More than 100,000 people are expected to attend the People’s Climate March in New York this weekend, a parade and protest that organizers hope will be the largest global rally yet to urge world leaders to act against climate change.

The massive march, which will include a modest Macy’s parade-like spectacle of floats and marching bands, will travel a similar route down Manhattan’s Central Park West on Sunday. A moment of silence will interrupt the parade at 1 p.m., organizers say, but it will be followed by a “great big noise” from marchers and local churches, which have pledged to ring their bells.

“Own a trumpet? Bring it. Own a vuvuzela? Definitely bring it,” said Bill McKibben, co-founder of 350.org, a Brooklyn-based activist organization against climate change, which helped organize the march. “Whistles, drums, tin cans, vocal cords – we're going to make a noise that will echo down over the eons,” Mr. McKibben, author of several books on climate change, wrote in a Huffington Post piece.

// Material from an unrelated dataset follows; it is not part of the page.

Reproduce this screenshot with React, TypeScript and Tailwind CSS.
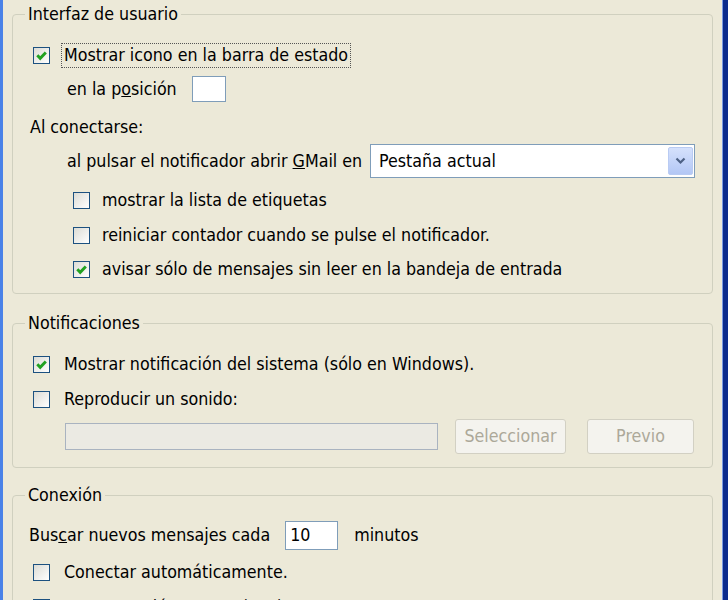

Organized by dozens of labor, religious, and environmental groups from the political left and sponsored by more than 1,400 other organizations from across the globe, the People’s Climate March is scheduled to take place just days before world leaders, including President Obama, gather in New York for the United Nations Climate Summit, which convenes Tuesday.

The goal of the summit, according to UN Secretary-General Ban Ki-moon, who announced this week he planned to attend the march, is to set a framework for another global agreement to reduce carbon emissions, which leaders hope will take place next year in another global summit in Paris.

“When the secretary-general invited world leaders to this summit, all of us in the climate justice movement thought, ‘Left to their own devices, these guys will do the same thing they’ve done for 25 years – i.e., nothing,’ ” McKibben told The New York Times. “So we thought, we better go to New York, too.”

This week, residents from New York’s Rockaways neighborhood, devastated by superstorm Sandy in 2012, worked to put together a 30-foot inflatable life preserver to parade down Manhattan streets on Sunday. Immigrant artists also constructed a giant papier-mâché tree being chopped with axes, and religious leaders worked to assemble a giant ark to symbolize ever-rising sea levels, the Times reported.

Organizers say that marches will also take place in other cities around the globe this weekend as world leaders are set to convene in New York.

“The goal is not just to be the largest climate march in history but also to be the most diverse,” said Caroline Murray, the field director for the event. “Traditionally, you think of climate change as the cause of more traditional environmental groups, but this is a much broader array of activists.”

More than two-thirds of Americans believe there is “solid evidence” the earth is getting warmer, according to a Pew Research Center survey this year. Of these, two-thirds also believe this warming is caused by human activities – though there is a deep partisan divide on the issue.

Even so, global warming ranked second to last on a list of 20 priorities for the president and Congress this year, Pew reported. And Americans are far less concerned about the issue than people in other countries.

But with forecasts predicting a warm and sunny afternoon on Sunday, many climate activists and scientists hope a massive turnout could spur a larger movement.

“I think the best scenario is that a million people show up and they feel they accomplish something important,” Edward Maibach, director of George Mason University’s Center for Climate Change Communication, told the Los Angeles Times. “That creates momentum that ultimately keeps them engaged in the issue.”